For twenty-plus years, every four or five years, the raccoon-memory would skitter out from its hiding place, scratch insistently at the inside of my skull, and force me into another doomed expedition. Google, AltaVista, early forums, obscure Canadian fashion-history corners of the web—nothing. I became a paleontologist of imaginary denim, digging up fossils it seemed had never been there.

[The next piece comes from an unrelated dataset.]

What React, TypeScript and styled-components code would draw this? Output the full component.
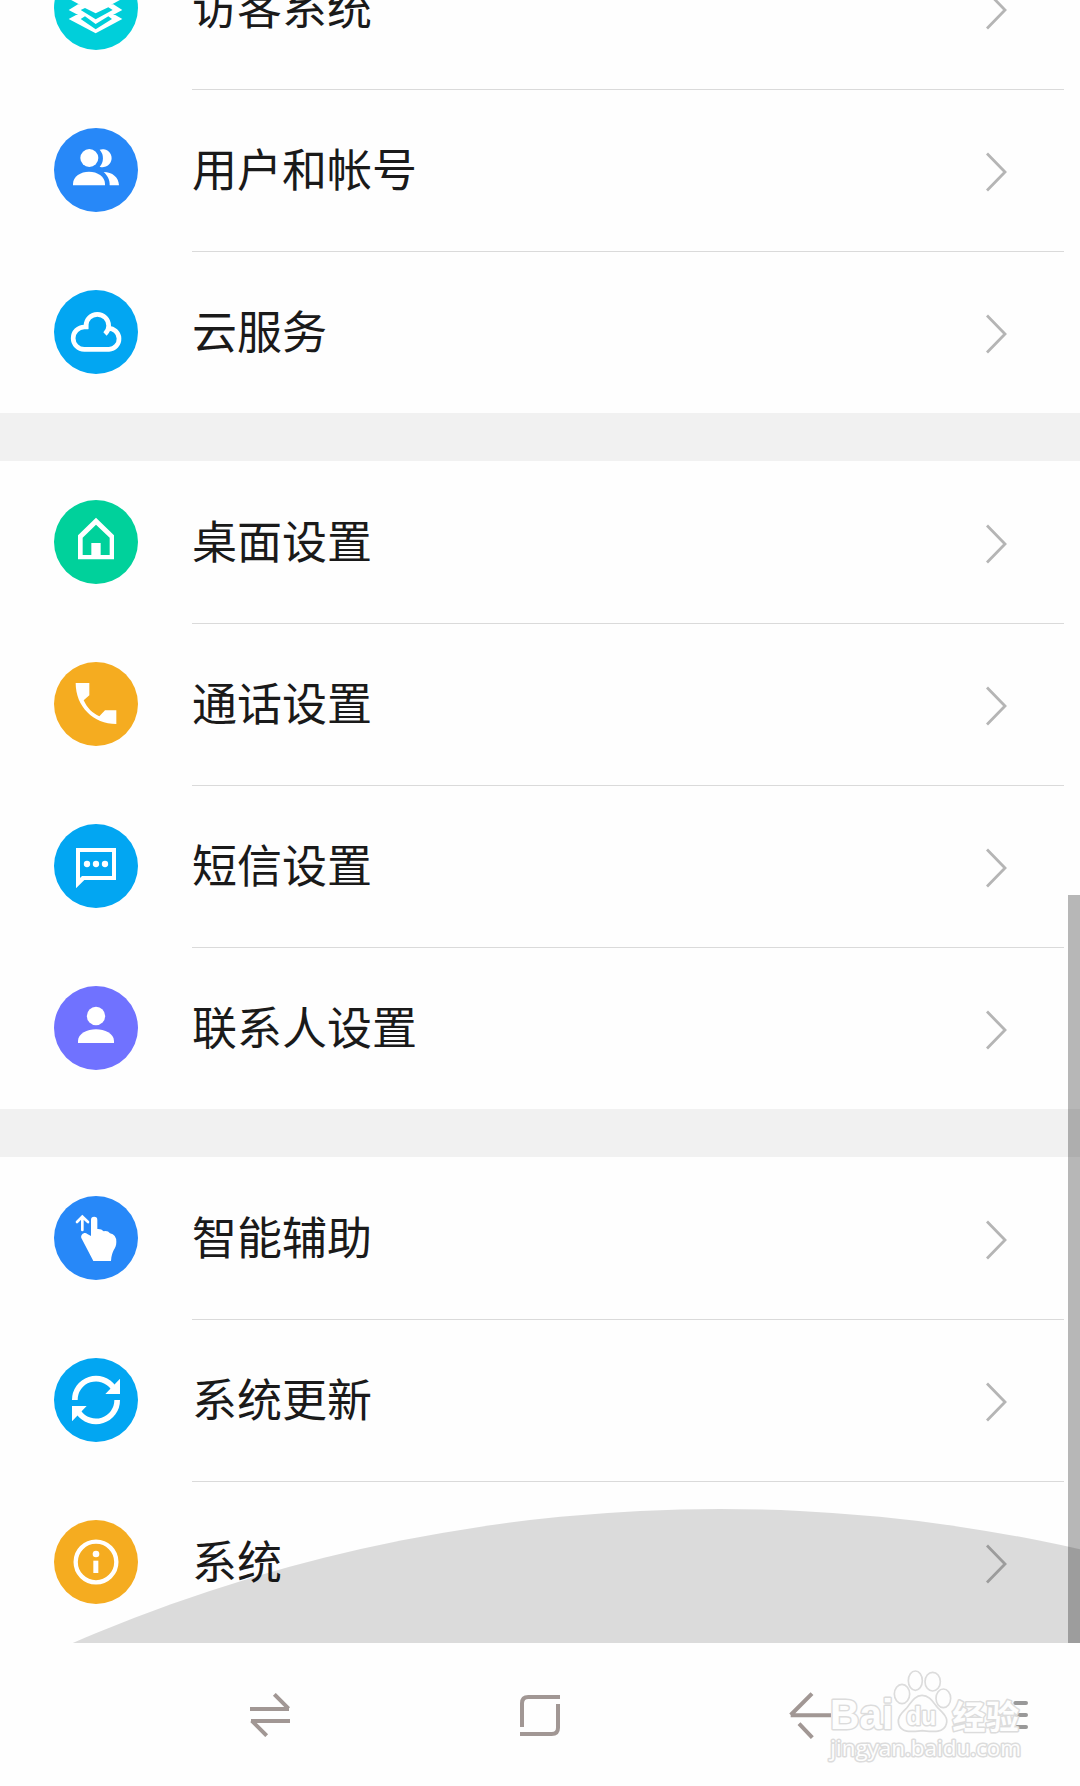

Slowly, dread set in. Had I manufactured all of this? Was I remembering a dream—a childhood hallucination conflated with reality until the borders blurred? Was I, in some quiet and ridiculous way, losing my mind?

But then—this morning.

Innocent morning light. Coffee. The usual ritualistic doomscroll. Then a sudden, cosmic nudge from the depths:

Cream Jeans.

Fine, I thought. Let the raccoon out one more time. One more search. A ceremonial gesture of built on faint hope, I’m sure.

I typed:
Does anyone remember a brand of jeans called Cream Jeans?

Enter.

And the universe—smug bastard that it is—lit up like a pinball machine and served me the answer immediately.
First result.
Not buried. Not obscure.
Not hiding like it had for decades.

Cream Jeans.
Photos.
Ads.
Newspaper clippings.
The exact logo—down to the deranged lettering-lips.
The sale.
The factory.
The building on Beech Street.

Newspaper clipping coupon for Fresh Cream store selling Cream Jeans in Ottawa, Canada.

There it was: the proof I had searched for across continents of time and oceans of self-doubt. The Day of the Denim Inferno was real. The sale was real. The pants existed. The logo existed. My memory was not a malfunction—just an oddly loyal archivist storing an event the rest of the world had casually binned.

I stared at the evidence longer than I care to admit. My coffee cooled into a sullen, abandoned puddle on the desk. A younger version of me—sunburned, overwhelmed, clutching my mother’s hand in that infernal warehouse—seemed to leap out of hiding inside my skull and yell, “Vindication!”

And there it was.

After forty years, I finally exorcised the ghost.
Cream Jeans were real.
I was right.
I was finally right.

And it turns out, that might be the purest kind of sanity there is.

I believe the above ad might very well be advertising the exact event I would attend.